Arugula, Asparagus and Grapefruit Salad w/ Blood Orange Balsamic Vinaigrette

Prep 1 bunch of Asparagus by snapping off the woody ends. Then drop into a pot a boiling, salted water. Let cook for 3-5 minutes, depending on how "crisp" you want them.

After cooking to your desired "crispness", place the asparagus in an ice bath to stop the cooking.

Cut into bite size pieces. I chose to cut mine at an angle cuz it looked pretty.

I neglected to take of photo of segmenting the Grapefruit. I used 2 large Grapefruits. I cut  it in half and  cut the Grapefruit from the skin and pith at the edges.
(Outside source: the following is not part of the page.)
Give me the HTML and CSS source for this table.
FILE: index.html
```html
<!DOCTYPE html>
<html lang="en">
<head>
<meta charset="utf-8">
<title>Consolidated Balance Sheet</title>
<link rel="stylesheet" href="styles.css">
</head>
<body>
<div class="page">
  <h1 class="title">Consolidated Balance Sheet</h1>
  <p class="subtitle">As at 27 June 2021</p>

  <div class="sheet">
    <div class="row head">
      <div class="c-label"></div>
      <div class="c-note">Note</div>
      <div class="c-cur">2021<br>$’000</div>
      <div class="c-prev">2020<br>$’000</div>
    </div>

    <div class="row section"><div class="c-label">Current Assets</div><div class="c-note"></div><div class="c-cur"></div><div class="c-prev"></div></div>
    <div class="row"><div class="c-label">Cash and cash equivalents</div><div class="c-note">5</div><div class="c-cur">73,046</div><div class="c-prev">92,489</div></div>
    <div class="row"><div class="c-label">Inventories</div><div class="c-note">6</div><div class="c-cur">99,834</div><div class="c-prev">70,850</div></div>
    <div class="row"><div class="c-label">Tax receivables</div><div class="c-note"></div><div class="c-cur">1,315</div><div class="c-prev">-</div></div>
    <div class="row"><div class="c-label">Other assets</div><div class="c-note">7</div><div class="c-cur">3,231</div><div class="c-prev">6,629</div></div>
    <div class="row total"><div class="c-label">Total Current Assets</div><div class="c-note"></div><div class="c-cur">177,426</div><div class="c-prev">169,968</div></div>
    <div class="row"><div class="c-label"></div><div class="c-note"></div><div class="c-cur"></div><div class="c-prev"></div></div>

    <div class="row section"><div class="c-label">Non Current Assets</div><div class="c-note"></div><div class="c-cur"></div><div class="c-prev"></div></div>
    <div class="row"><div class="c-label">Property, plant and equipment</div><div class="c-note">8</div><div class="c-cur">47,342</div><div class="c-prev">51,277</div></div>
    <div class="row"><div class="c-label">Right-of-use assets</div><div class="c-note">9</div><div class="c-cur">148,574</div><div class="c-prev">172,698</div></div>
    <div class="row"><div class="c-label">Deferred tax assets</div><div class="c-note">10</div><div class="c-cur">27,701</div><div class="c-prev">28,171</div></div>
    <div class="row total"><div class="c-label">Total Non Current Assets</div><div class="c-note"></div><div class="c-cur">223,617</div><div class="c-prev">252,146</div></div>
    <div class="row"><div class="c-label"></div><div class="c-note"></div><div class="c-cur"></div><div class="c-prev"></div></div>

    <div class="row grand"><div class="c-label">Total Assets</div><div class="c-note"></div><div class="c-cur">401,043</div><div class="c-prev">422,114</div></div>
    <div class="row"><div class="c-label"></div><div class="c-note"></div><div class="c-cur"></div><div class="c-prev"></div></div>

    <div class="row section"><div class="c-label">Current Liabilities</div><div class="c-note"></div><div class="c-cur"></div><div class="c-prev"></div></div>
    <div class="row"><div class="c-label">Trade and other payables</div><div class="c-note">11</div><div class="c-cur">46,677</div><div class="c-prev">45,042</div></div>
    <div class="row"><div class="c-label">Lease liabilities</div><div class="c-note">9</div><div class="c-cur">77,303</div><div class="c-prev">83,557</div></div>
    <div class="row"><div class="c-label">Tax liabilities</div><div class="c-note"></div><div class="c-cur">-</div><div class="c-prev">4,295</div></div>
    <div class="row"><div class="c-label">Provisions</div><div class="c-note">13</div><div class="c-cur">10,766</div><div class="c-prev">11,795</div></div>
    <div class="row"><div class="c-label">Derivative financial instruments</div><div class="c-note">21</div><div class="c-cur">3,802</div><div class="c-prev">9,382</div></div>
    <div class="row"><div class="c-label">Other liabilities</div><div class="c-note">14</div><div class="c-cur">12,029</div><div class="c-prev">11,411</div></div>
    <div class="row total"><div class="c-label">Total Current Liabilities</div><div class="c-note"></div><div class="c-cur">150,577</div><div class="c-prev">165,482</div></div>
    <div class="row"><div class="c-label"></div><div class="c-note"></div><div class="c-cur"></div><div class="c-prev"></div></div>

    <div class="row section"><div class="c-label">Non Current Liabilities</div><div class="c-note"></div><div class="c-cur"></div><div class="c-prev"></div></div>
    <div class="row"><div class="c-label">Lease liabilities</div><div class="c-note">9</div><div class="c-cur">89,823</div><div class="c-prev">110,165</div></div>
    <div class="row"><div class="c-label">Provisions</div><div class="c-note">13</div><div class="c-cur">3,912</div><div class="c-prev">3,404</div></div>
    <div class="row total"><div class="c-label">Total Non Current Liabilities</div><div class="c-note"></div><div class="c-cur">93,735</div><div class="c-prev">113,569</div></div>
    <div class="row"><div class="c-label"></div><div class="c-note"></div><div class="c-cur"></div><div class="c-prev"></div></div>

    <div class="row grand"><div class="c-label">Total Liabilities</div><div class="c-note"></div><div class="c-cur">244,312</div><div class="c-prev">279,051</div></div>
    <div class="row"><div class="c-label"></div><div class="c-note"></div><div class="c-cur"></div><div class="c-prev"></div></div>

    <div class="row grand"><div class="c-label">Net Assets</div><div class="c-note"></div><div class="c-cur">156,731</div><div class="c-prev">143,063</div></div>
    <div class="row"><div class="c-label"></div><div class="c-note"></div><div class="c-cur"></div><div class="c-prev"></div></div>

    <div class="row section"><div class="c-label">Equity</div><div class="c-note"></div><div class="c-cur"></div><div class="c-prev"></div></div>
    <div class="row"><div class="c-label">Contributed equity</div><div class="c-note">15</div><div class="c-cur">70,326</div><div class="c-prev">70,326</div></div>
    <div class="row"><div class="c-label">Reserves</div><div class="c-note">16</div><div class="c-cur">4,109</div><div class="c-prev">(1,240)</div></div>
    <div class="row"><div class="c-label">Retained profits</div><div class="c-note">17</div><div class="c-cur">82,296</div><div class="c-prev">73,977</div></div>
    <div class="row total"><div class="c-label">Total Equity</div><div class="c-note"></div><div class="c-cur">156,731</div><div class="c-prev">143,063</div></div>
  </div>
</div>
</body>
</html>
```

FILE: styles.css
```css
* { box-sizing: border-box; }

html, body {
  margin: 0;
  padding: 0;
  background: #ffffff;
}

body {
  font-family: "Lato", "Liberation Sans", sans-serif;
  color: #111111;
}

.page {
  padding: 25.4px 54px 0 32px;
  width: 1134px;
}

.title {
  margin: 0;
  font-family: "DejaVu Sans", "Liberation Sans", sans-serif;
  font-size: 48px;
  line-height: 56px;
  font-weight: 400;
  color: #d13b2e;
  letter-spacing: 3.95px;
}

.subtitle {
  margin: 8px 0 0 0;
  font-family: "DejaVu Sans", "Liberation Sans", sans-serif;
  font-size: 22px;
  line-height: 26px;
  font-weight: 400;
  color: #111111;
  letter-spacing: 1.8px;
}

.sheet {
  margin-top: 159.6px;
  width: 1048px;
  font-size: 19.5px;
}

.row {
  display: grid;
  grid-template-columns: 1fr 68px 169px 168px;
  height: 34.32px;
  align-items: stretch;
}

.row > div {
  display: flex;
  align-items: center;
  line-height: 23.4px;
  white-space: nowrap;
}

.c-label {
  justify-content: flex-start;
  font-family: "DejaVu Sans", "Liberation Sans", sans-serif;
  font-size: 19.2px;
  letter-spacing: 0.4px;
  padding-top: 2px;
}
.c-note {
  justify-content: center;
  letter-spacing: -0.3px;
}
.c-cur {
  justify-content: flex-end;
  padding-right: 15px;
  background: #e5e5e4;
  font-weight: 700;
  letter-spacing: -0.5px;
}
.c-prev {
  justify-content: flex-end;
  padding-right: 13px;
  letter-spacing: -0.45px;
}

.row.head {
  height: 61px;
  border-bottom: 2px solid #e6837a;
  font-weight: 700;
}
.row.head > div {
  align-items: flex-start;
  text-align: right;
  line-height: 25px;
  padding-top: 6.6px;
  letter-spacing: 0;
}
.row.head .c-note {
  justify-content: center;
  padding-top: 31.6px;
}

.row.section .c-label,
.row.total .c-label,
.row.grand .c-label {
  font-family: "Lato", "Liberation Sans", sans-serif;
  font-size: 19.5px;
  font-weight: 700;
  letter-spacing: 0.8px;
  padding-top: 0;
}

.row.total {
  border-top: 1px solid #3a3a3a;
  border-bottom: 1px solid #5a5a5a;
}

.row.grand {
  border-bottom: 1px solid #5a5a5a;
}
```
I also cut-out the "triangles"/sections of  Grapefruit and removed it with a spoon.  Use the Pulp Of the Grapefruit Only

I added the Asparagus, Grapefruit and 5 oz. of Arugula, as well as torn pieces of Thia Basil (8 leaves) and Mint (8 leaves) into a salad bowl and dressed it with 2 tablespoons Olive Oil and 4 tablespoons Blood Orange Balsamic Vinegar. Salt & Pepper to taste. Serve immediately.
**My friends and I were sooo pleasantly surprised by the taste of this one...... OUTSTANDING!!

Friday, June 1, 2012

Whassupp!!!!

I'm bad, I know. I've been busy with life so I haven't been cooking as much.  However, I have been concentrating on creating original recipes for food contests. I'm interested in seeing if I can make an impression. Plus, the prize money wouldn't hurt, it would help reach the ultimate dream of running my own gig, serving up some kick ass twisted comfort food!!  Fingers crossed!!!